■ Work instructions ■
Restate each line word for word. Leave out every picture.

■ Stored data ■
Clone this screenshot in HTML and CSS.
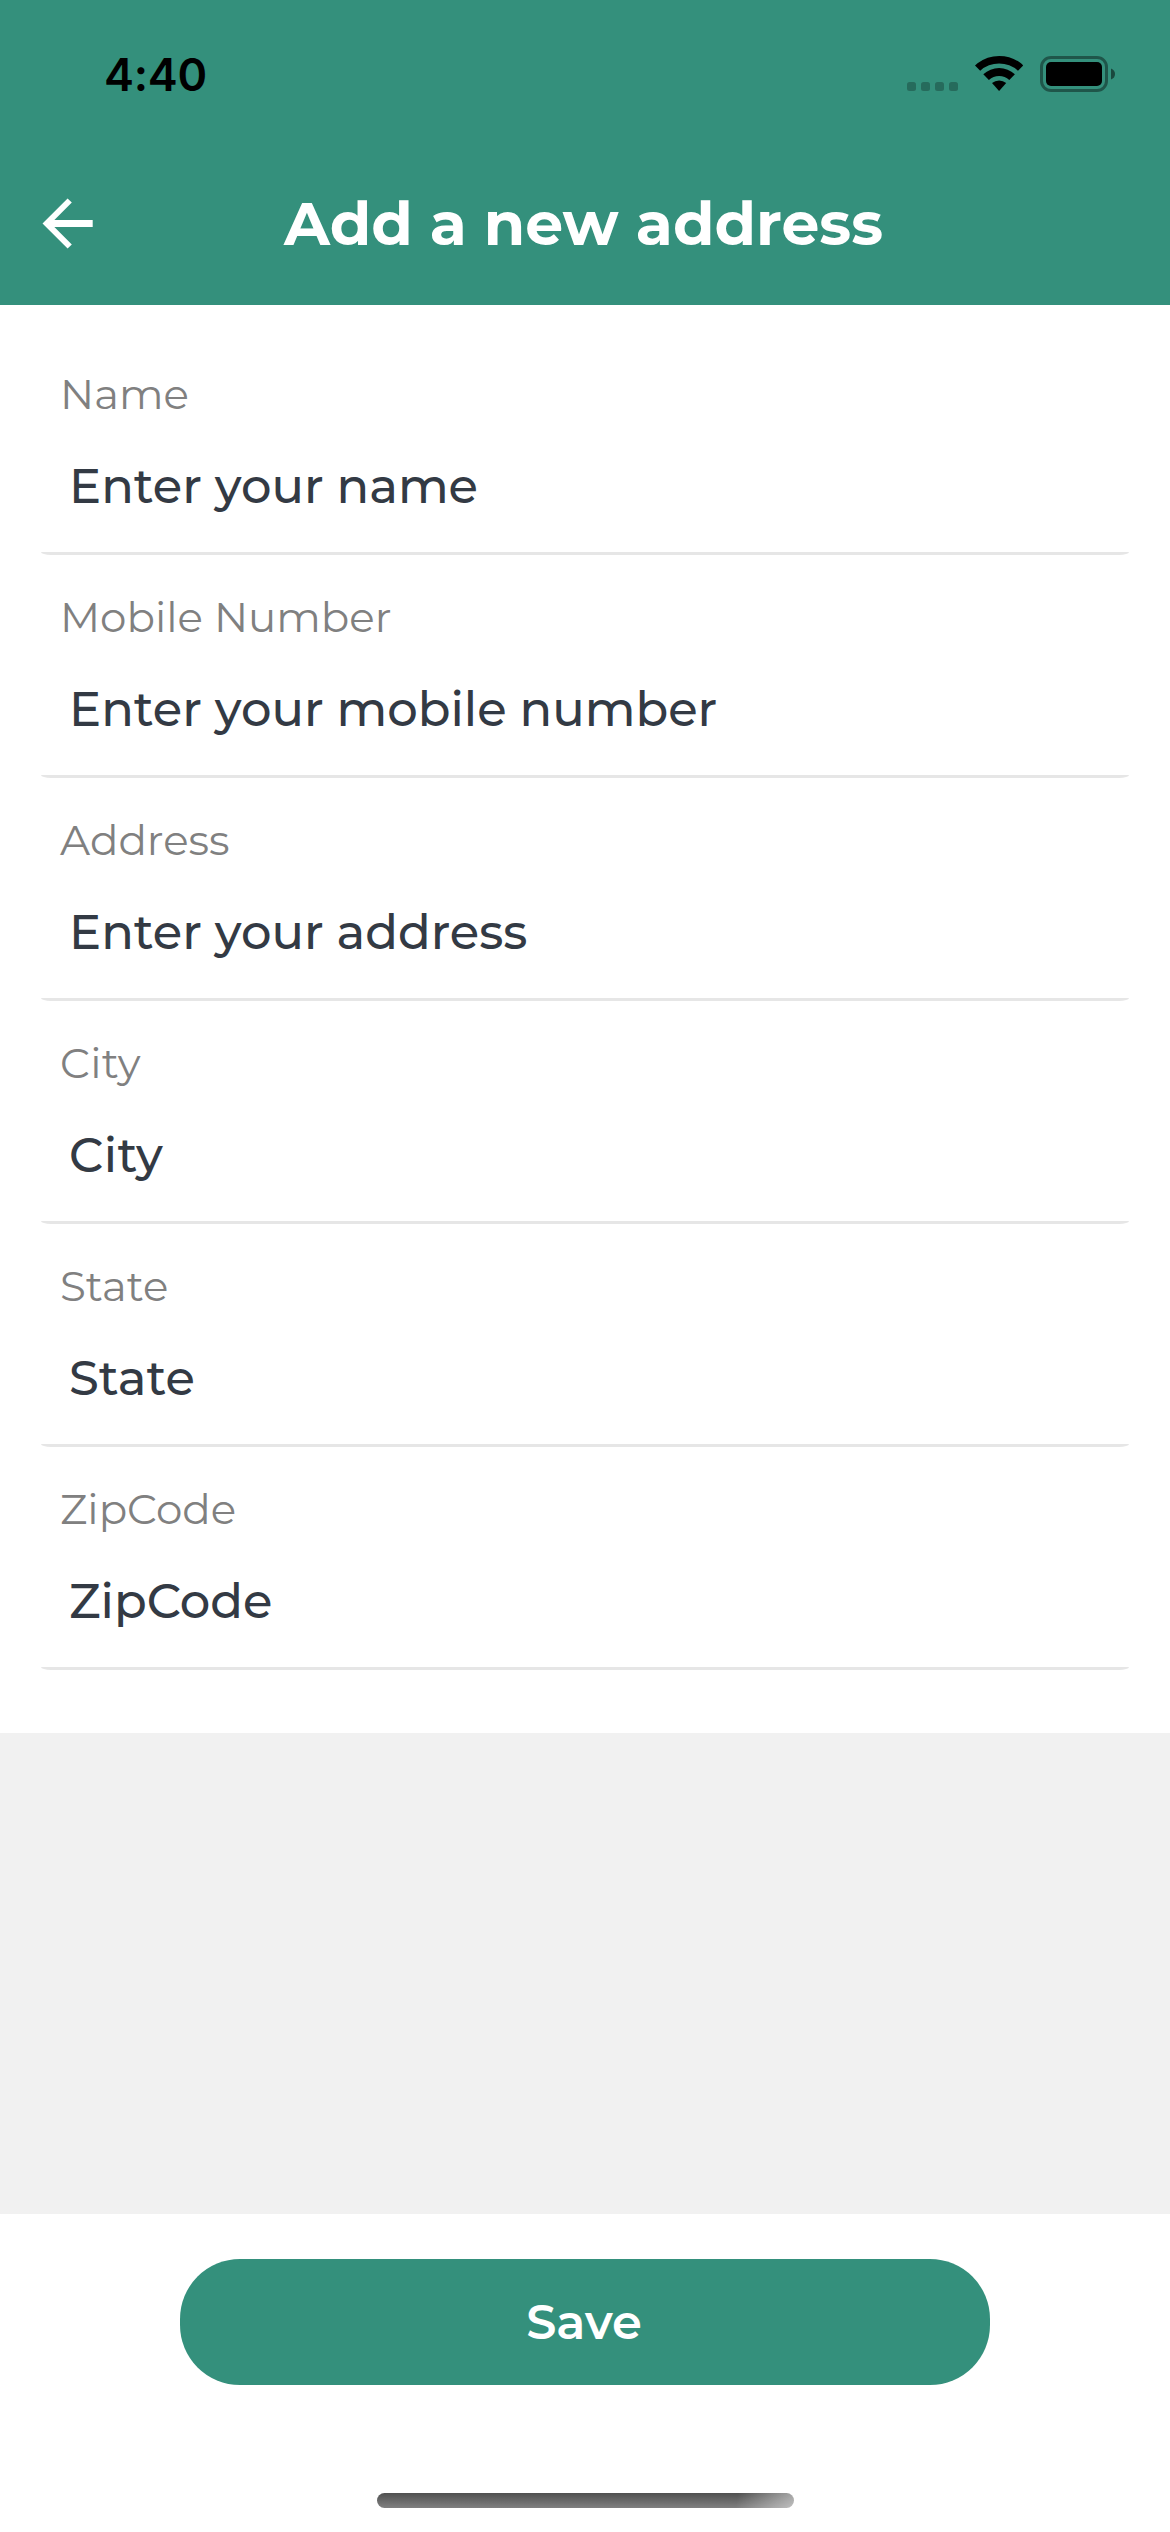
FILE: index.html
```
<!DOCTYPE html>
<html lang="en">
<head>
<meta charset="utf-8">
<title>Add a new address</title>
<link rel="stylesheet" href="styles.css">
</head>
<body>
<header class="header">
  <div class="status">
    <span class="time">4:40</span>
    <svg class="status-icons" width="212" height="40" viewBox="0 0 212 40">
      <g fill="#000" opacity=".25">
        <rect x="1" y="27" width="9" height="9" rx="2.5"/>
        <rect x="15" y="27" width="9" height="9" rx="2.5"/>
        <rect x="29" y="27" width="9" height="9" rx="2.5"/>
        <rect x="43" y="27" width="9" height="9" rx="2.5"/>
      </g>
      <path d="M69 10.500 Q70 9.500 71.500 8.300 A36 36 0 0 1 115 8.300 Q116.500 9.500 117.200 10.500 L112 15.800 A28 28 0 0 0 74.200 15.800 Z"/>
      <path d="M77.300 19.300 A23 23 0 0 1 108.900 19.300 L103.300 25 A15 15 0 0 0 82.900 25 Z"/>
      <path d="M86 28 A11 11 0 0 1 100.200 28 L93.100 36 Z"/>
      <rect x="135.500" y="2.500" width="65" height="33" rx="9.500" fill="none" stroke="#000" stroke-width="3" opacity=".4"/>
      <rect x="140" y="7" width="56" height="24" rx="5"/>
      <path d="M205 13.500 Q209 15 209 19 Q209 23 205 24.500 Z" opacity=".5"/>
    </svg>
  </div>
  <div class="bar">
    <svg class="back" width="52" height="53" viewBox="0 0 52 53" fill="none" stroke="#fff">
      <path stroke-width="6" d="M27.700 3.500 L4.750 26.500 L27.700 49.500"/>
      <path stroke-width="7" d="M6 26.500 H50.700"/>
    </svg>
    <h1 class="title">Add a new address</h1>
  </div>
</header>
<main class="form">
  <div class="field"><span class="label">Name</span><span class="value">Enter your name</span></div>
  <div class="field"><span class="label">Mobile Number</span><span class="value">Enter your mobile number</span></div>
  <div class="field"><span class="label">Address</span><span class="value">Enter your address</span></div>
  <div class="field city"><span class="label">City</span><span class="value">City</span></div>
  <div class="field"><span class="label">State</span><span class="value">State</span></div>
  <div class="field"><span class="label">ZipCode</span><span class="value">ZipCode</span></div>
</main>
<div class="spacer"></div>
<footer class="footer">
  <button class="save" type="button">Save</button>
  <div class="home"></div>
</footer>
</body>
</html>
```
FILE: styles.css
```
* { box-sizing: border-box; }
body {
  margin: 0;
  width: 1170px;
  height: 2532px;
  display: flex;
  flex-direction: column;
  background: #fff;
  font-family: Montserrat, Inter, sans-serif;
}
.header { height: 305px; background: #34907c; }
.status {
  height: 141px;
  padding: 0 52px 0 104px;
  display: flex;
  justify-content: space-between;
}
.time { margin-top: 47px; font: 600 45px/55px Inter, sans-serif; letter-spacing: -0.3px; color: #000; }
.status-icons { margin-top: 55px; }
.bar {
  height: 164px;
  padding-top: 1px;
  display: grid;
  grid-template-columns: 139px 1fr 142px;
  align-items: center;
}
.back { margin-left: 42px; }
.title {
  margin: 0;
  text-align: center;
  color: #fff;
  font-size: 60px;
  line-height: 73px;
  font-weight: 700;
  white-space: nowrap;
}
.form { height: 1428px; padding: 27px 41px 0; }
.field {
  height: 223px;
  display: flex;
  flex-direction: column;
}
.field::after {
  content: "";
  height: 3px;
  margin-top: auto;
  border-radius: 0 0 10px 10px / 0 0 3px 3px;
  background: #e6e6e6;
}
.label { margin: 36px 0 0 19px; font-size: 42px; line-height: 52px; color: #808080; }
.value { margin: 37px 0 0 28px; font-size: 48px; line-height: 58px; font-weight: 500; color: #333a44; }
.city { letter-spacing: 0.5px; }
.spacer { height: 481px; background: #f1f1f1; }
.footer {
  flex: 1;
  padding-top: 45px;
  display: flex;
  flex-direction: column;
  align-items: center;
}
.save {
  width: 810px;
  height: 126px;
  padding: 0 2px 0 0;
  border: 0;
  border-radius: 60px;
  background: #34907c;
  color: #fff;
  font: 600 48px/58px Montserrat, Inter, sans-serif;
}
.home {
  width: 417px;
  height: 15px;
  margin: 108px 0 0 1px;
  border-radius: 7.5px;
  background: linear-gradient(100deg, rgba(255,255,255,0) 86%, rgba(255,255,255,.5) 100%), linear-gradient(#505050, #808080);
}
```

■ Expected output ■
Clone this screenshot in HTML and CSS.
FILE: index.html
```
<!DOCTYPE html>
<html lang="en">
<head>
<meta charset="utf-8">
<title>Add a new address</title>
<link rel="stylesheet" href="styles.css">
</head>
<body>
<header class="header">
  <div class="status">
    <span class="time">4:40</span>
    <svg class="status-icons" width="212" height="40" viewBox="0 0 212 40">
      <g fill="#000" opacity=".25">
        <rect x="1" y="27" width="9" height="9" rx="2.5"/>
        <rect x="15" y="27" width="9" height="9" rx="2.5"/>
        <rect x="29" y="27" width="9" height="9" rx="2.5"/>
        <rect x="43" y="27" width="9" height="9" rx="2.5"/>
      </g>
      <path d="M69 10.500 Q70 9.500 71.500 8.300 A36 36 0 0 1 115 8.300 Q116.500 9.500 117.200 10.500 L112 15.800 A28 28 0 0 0 74.200 15.800 Z"/>
      <path d="M77.300 19.300 A23 23 0 0 1 108.900 19.300 L103.300 25 A15 15 0 0 0 82.900 25 Z"/>
      <path d="M86 28 A11 11 0 0 1 100.200 28 L93.100 36 Z"/>
      <rect x="135.500" y="2.500" width="65" height="33" rx="9.500" fill="none" stroke="#000" stroke-width="3" opacity=".4"/>
      <rect x="140" y="7" width="56" height="24" rx="5"/>
      <path d="M205 13.500 Q209 15 209 19 Q209 23 205 24.500 Z" opacity=".5"/>
    </svg>
  </div>
  <div class="bar">
    <svg class="back" width="52" height="53" viewBox="0 0 52 53" fill="none" stroke="#fff">
      <path stroke-width="6" d="M27.700 3.500 L4.750 26.500 L27.700 49.500"/>
      <path stroke-width="7" d="M6 26.500 H50.700"/>
    </svg>
    <h1 class="title">Add a new address</h1>
  </div>
</header>
<main class="form">
  <div class="field"><span class="label">Name</span><span class="value">Enter your name</span></div>
  <div class="field"><span class="label">Mobile Number</span><span class="value">Enter your mobile number</span></div>
  <div class="field"><span class="label">Address</span><span class="value">Enter your address</span></div>
  <div class="field city"><span class="label">City</span><span class="value">City</span></div>
  <div class="field"><span class="label">State</span><span class="value">State</span></div>
  <div class="field"><span class="label">ZipCode</span><span class="value">ZipCode</span></div>
</main>
<div class="spacer"></div>
<footer class="footer">
  <button class="save" type="button">Save</button>
  <div class="home"></div>
</footer>
</body>
</html>
```
FILE: styles.css
```
* { box-sizing: border-box; }
body {
  margin: 0;
  width: 1170px;
  height: 2532px;
  display: flex;
  flex-direction: column;
  background: #fff;
  font-family: Montserrat, Inter, sans-serif;
}
.header { height: 305px; background: #34907c; }
.status {
  height: 141px;
  padding: 0 52px 0 104px;
  display: flex;
  justify-content: space-between;
}
.time { margin-top: 47px; font: 600 45px/55px Inter, sans-serif; letter-spacing: -0.3px; color: #000; }
.status-icons { margin-top: 55px; }
.bar {
  height: 164px;
  padding-top: 1px;
  display: grid;
  grid-template-columns: 139px 1fr 142px;
  align-items: center;
}
.back { margin-left: 42px; }
.title {
  margin: 0;
  text-align: center;
  color: #fff;
  font-size: 60px;
  line-height: 73px;
  font-weight: 700;
  white-space: nowrap;
}
.form { height: 1428px; padding: 27px 41px 0; }
.field {
  height: 223px;
  display: flex;
  flex-direction: column;
}
.field::after {
  content: "";
  height: 3px;
  margin-top: auto;
  border-radius: 0 0 10px 10px / 0 0 3px 3px;
  background: #e6e6e6;
}
.label { margin: 36px 0 0 19px; font-size: 42px; line-height: 52px; color: #808080; }
.value { margin: 37px 0 0 28px; font-size: 48px; line-height: 58px; font-weight: 500; color: #333a44; }
.city { letter-spacing: 0.5px; }
.spacer { height: 481px; background: #f1f1f1; }
.footer {
  flex: 1;
  padding-top: 45px;
  display: flex;
  flex-direction: column;
  align-items: center;
}
.save {
  width: 810px;
  height: 126px;
  padding: 0 2px 0 0;
  border: 0;
  border-radius: 60px;
  background: #34907c;
  color: #fff;
  font: 600 48px/58px Montserrat, Inter, sans-serif;
}
.home {
  width: 417px;
  height: 15px;
  margin: 108px 0 0 1px;
  border-radius: 7.5px;
  background: linear-gradient(100deg, rgba(255,255,255,0) 86%, rgba(255,255,255,.5) 100%), linear-gradient(#505050, #808080);
}
```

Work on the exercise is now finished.